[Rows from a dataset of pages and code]
▼▼▼

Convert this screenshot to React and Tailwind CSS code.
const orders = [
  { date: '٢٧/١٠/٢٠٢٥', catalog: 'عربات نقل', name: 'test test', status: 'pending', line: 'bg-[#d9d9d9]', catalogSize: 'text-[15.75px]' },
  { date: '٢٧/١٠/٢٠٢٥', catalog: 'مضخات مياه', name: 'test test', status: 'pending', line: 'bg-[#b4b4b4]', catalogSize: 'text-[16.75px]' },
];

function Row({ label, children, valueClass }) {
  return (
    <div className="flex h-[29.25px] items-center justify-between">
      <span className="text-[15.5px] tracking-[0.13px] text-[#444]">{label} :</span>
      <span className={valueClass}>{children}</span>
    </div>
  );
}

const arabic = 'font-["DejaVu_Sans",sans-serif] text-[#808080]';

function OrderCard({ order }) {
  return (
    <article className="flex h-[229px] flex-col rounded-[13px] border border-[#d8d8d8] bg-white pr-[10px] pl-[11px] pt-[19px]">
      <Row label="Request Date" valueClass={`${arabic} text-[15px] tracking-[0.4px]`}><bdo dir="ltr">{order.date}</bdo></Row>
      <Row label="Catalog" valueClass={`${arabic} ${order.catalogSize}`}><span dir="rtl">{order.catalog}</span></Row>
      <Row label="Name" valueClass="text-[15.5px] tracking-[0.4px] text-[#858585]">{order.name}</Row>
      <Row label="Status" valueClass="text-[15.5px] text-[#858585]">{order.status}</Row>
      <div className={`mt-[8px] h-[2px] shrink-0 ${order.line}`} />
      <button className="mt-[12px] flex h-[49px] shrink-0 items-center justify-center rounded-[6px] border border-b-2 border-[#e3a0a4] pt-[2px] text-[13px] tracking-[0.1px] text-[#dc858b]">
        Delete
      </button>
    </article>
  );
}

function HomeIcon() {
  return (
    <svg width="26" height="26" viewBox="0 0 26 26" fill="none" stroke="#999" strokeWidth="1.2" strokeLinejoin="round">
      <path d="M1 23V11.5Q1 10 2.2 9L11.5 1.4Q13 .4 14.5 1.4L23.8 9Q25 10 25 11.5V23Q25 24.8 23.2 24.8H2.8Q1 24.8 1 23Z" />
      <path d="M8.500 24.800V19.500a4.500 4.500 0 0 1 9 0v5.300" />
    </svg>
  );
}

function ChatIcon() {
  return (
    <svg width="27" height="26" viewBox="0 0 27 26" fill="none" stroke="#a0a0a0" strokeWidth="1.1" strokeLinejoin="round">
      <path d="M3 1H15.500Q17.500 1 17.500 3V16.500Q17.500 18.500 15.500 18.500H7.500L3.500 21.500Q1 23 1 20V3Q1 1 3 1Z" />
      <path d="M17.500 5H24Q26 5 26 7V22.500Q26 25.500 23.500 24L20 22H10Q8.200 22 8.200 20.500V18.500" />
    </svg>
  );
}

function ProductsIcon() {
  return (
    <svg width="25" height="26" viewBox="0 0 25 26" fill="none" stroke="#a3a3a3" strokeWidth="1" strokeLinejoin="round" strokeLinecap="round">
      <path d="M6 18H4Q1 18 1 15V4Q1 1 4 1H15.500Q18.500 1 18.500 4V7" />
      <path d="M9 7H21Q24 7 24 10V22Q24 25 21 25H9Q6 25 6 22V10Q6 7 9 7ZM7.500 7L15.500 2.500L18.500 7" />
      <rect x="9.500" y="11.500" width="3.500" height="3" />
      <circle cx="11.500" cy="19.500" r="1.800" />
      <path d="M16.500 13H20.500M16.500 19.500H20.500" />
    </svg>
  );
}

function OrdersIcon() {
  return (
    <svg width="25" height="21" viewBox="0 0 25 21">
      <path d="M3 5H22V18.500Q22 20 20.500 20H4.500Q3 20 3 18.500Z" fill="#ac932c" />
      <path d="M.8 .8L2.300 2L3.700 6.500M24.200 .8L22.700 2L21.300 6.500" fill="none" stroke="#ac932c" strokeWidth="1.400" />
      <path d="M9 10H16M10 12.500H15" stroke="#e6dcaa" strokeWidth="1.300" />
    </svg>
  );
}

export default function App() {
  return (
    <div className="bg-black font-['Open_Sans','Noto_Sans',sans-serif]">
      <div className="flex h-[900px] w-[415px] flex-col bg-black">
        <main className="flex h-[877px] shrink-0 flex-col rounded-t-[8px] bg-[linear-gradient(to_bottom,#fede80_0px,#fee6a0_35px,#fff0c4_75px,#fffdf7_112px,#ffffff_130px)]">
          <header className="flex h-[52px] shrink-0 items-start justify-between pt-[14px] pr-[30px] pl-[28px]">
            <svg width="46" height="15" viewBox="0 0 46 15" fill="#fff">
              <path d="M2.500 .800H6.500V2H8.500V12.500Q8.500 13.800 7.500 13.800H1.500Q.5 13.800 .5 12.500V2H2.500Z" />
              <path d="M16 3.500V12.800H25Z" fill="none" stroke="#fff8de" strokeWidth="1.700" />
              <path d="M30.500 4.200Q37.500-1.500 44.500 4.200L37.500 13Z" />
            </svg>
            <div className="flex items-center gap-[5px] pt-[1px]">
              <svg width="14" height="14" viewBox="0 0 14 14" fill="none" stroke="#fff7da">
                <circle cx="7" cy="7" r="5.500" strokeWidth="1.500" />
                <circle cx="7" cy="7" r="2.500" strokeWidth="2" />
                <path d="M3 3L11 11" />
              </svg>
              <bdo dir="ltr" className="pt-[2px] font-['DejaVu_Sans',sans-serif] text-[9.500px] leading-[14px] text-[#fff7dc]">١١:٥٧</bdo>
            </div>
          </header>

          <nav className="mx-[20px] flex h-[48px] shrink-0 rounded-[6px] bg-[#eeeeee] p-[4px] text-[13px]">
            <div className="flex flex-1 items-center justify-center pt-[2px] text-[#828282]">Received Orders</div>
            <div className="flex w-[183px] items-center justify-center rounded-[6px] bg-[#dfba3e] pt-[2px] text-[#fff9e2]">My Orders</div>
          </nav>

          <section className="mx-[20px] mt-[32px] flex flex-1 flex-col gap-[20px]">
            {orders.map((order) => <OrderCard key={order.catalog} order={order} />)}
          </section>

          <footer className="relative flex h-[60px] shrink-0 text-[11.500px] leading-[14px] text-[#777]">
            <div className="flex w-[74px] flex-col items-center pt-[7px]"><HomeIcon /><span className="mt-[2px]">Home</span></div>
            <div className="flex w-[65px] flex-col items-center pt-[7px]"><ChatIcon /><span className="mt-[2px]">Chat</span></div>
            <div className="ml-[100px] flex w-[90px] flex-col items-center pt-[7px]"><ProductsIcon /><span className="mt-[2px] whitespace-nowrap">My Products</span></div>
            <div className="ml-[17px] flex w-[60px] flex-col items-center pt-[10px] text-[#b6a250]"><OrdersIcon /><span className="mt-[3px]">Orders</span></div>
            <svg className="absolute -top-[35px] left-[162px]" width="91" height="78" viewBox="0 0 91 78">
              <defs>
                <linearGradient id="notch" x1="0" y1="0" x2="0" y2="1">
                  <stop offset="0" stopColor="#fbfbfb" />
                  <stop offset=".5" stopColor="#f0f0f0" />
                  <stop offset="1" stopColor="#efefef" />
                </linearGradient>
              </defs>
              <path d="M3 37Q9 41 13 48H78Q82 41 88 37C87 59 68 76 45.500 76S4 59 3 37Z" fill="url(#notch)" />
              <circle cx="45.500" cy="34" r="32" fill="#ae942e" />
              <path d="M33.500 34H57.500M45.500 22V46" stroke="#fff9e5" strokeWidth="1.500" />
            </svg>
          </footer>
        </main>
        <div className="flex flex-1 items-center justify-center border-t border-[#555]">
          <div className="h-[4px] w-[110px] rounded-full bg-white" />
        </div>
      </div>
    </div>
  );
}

▲▲▲
▼▼▼

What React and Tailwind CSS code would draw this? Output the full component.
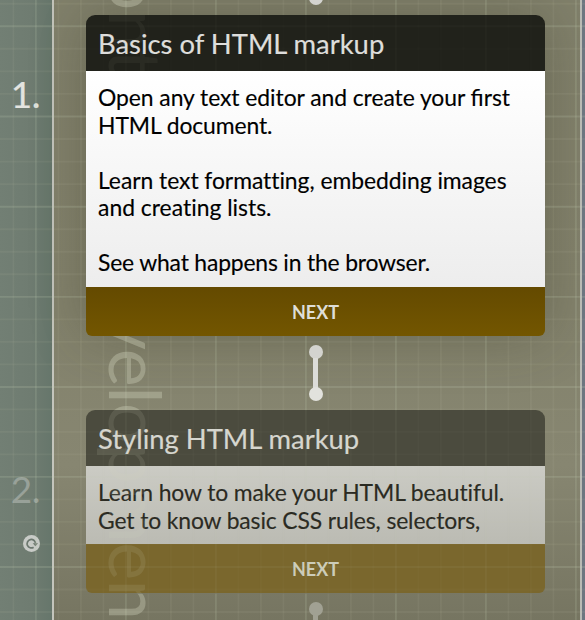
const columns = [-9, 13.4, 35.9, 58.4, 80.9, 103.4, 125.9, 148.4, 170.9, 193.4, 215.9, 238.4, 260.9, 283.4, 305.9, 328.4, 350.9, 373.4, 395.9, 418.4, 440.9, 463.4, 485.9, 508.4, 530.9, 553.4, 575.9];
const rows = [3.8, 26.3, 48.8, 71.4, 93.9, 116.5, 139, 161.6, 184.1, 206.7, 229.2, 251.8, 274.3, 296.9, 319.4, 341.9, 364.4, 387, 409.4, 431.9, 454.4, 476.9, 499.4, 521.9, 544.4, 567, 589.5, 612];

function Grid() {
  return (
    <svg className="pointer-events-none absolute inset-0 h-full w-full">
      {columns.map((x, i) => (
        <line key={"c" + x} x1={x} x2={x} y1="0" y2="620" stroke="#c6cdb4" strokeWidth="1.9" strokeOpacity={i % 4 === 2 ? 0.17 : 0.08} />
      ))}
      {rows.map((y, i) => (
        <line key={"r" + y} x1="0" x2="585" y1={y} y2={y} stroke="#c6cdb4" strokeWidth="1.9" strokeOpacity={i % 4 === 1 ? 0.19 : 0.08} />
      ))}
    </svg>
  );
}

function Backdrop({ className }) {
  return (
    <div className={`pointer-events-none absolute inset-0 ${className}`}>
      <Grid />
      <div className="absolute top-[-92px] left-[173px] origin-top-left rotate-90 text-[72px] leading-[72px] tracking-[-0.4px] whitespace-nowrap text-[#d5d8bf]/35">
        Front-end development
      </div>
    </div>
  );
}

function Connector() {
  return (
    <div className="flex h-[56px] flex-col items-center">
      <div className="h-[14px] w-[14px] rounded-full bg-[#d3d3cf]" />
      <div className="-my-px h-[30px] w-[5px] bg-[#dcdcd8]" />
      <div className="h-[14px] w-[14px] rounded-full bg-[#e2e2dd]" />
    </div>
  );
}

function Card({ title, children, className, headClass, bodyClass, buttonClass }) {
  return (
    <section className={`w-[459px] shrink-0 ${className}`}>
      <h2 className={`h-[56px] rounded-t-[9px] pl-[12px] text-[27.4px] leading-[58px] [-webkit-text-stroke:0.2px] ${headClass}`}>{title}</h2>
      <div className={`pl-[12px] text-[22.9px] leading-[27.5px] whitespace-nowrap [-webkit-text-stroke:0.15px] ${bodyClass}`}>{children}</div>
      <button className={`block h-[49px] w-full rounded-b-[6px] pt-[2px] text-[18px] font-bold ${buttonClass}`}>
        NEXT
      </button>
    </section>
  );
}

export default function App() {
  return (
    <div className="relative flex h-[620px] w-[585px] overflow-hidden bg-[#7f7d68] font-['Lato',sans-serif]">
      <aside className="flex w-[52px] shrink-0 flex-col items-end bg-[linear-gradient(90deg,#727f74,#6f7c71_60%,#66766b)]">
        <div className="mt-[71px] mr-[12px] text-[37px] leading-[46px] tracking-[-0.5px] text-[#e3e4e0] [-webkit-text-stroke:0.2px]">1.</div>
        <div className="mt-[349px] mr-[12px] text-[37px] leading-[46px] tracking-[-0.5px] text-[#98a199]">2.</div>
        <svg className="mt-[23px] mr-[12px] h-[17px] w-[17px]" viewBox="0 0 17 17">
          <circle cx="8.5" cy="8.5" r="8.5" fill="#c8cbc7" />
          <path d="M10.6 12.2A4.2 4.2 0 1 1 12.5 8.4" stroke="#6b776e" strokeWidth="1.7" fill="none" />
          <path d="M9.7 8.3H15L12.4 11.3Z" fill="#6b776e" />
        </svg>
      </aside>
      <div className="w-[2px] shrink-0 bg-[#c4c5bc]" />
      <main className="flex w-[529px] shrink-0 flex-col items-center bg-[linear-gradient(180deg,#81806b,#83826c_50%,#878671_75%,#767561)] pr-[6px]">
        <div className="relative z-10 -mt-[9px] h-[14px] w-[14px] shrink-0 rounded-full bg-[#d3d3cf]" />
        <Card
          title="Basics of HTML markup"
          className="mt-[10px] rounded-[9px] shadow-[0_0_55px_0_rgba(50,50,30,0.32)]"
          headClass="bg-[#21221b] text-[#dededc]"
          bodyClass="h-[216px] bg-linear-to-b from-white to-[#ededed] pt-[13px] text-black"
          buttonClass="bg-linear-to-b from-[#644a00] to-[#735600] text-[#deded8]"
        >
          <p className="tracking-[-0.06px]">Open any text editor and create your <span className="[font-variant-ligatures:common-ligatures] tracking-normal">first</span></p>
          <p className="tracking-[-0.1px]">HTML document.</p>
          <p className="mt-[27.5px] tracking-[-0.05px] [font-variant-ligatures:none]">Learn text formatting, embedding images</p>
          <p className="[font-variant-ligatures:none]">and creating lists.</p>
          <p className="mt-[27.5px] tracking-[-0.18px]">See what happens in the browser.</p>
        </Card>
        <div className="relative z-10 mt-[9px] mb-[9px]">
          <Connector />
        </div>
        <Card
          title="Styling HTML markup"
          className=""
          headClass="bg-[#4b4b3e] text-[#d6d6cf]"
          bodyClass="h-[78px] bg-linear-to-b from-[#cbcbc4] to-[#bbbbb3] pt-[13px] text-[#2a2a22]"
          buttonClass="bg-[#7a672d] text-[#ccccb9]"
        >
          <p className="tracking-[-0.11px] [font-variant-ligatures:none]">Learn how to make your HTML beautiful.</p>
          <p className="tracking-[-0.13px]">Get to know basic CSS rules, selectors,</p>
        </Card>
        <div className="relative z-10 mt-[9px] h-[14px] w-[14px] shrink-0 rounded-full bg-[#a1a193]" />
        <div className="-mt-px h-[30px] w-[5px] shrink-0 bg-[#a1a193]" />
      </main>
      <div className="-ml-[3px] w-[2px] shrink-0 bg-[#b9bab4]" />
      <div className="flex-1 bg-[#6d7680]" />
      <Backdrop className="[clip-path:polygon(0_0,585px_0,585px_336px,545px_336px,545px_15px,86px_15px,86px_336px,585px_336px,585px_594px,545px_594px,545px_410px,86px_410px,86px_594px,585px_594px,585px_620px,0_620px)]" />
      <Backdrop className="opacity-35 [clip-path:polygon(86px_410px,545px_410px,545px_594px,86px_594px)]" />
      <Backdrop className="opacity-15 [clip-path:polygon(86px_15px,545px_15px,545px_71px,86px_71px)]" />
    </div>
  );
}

▲▲▲

Work to complete:
Report the number of lines in the listing above that include the word "this", and nothing else.

The response:
2